CEOs must make it a practice of undertaking customer home visits and regular visits to the stores of the company. By doing so, they would discover whether the people responsible for directly connecting with customers are doing so consistently, and if not then ensure that this be made non-negotiable. In order for the employees to follow, the CEO must serve customers by interacting with them and the employees, regularly. However, given that the CEO is the top person of any company, it would be necessary to understand the percentage of time this person must spend in customer service interactions. There is perhaps no fixed answer or figure that can be attributed to this, and the percentage of time that a CEO must spend on this crucial activity would depend on some factors. Under usual business circumstances it would depend on the overall strategy of the company, which in turn would be based on the kind of business and industry the company operates within.
We know that customer service is an intense, high-pressured, and hugely stressful role, and keeping the frontline staff motivated would be critical for any company. Hence, irrespective of whether it is possible to gauge accurately the percentage of time that a CEO must serve customers directly, the fact is it is essential. The key is ensuring and encouraging customer engagement and emotional connections – and this happens based on the quality of the numerous interactions a company has with its customers to learn how best to personalize service and customize offerings. While a CEO must serve customers, this top person must also refrain from spending too much time interfacing with customers. The reasons are simple – promoting the company and marketing its products are the prime tasks of the marketing teams and the individual leaders of the function and units. The CEO should not need to do their share of the work – this important person should be involved only at the final stages of big and important deals. In addition, by spending too much time interacting with customers, the CEO would probably not be able to do justice to the core job and other important aspects of the business. While CEO must serve customers, she or he must strike a healthy balance between managing the internal affairs of the company, remaining at the helm of tough situations and decisions, with the more visible aspects such as direct customer interactions. A good CEO must first be capable of leading, coaching, and mentoring those who report directly to the position, and be a good role model for all those who work in the company.
A CEO must serve customers, but she or he can do so indirectly as well. It would start with creating a culture of service through the mission, vision, and values of the company. The compan must make it a point to hire people with natural aptitude to understand and be empathetic with customers and their fellow workers – it would be easier to teach people a job than instilling feelings of care and service. The CEO must keep the company’s focus on service to customers by rewarding exceptional performance, such that the employees who may display strong attributes in this realm remain encouraged, while others are goaded into rising to the top standards of customer service. A CEO must serve customers, and can do so consistently without actually spending too much time on direct interactions.
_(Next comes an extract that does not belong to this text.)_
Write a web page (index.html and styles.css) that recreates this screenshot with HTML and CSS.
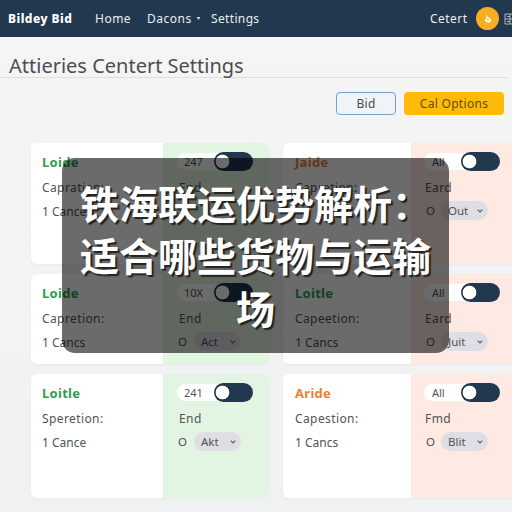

The idea is to ensure that each person in the company be willing to go above and beyond for customers. Even the smallest and seemingly insignificant actions taken by a CEO can have a major impact on the commitment levels of all employees. They would know that if the CEO of the company can do small things to make customers happy, they can too – nothing would be small or insignificant for them either.
Given that a CEO must serve customers, but also balance their own time. The key is getting and sustaining the efforts of employees to pay constant attention to customers and their needs. The CEO could start by being at the helm of a few strategic customer service initiatives, which would not only benefit customers but also lead to enhanced sales and growth of the company. These initiatives must be benchmarked against current trends and based on what the company’s competitors may be doing, and the aim must be to forge ahead. The next step would be to learn and understand from customer insights and feedback. Customers may not be providing feedback, but when pointedly asked for their views through formal and informal surveys, they would be willing to divulge more about what they believe the company would be doing well, and what would need improvement. Understanding these needs and expectations, would help the CEO to guide and provide direction, while taking suggestions from employees on what the best solutions would be.
For a CEO to successfully be seen as serving customers, she or he must take the time and make the effort to truly understand the inherent capability within the company in the realms of marketing and customer service. It is therefore, also necessary for the CEO to have a good understanding of the people who work in the company. In order to serve customers, the CEO must first know the people who directly lead marketing and service endeavours. The fact is that without customers and able employees, no company and CEO can be successful for too long. If the CEO must serve customers, she or he must first know how, and what it would take to ensure that each person within the company understands the importance of being kind, caring, and empathetic to customers and each other.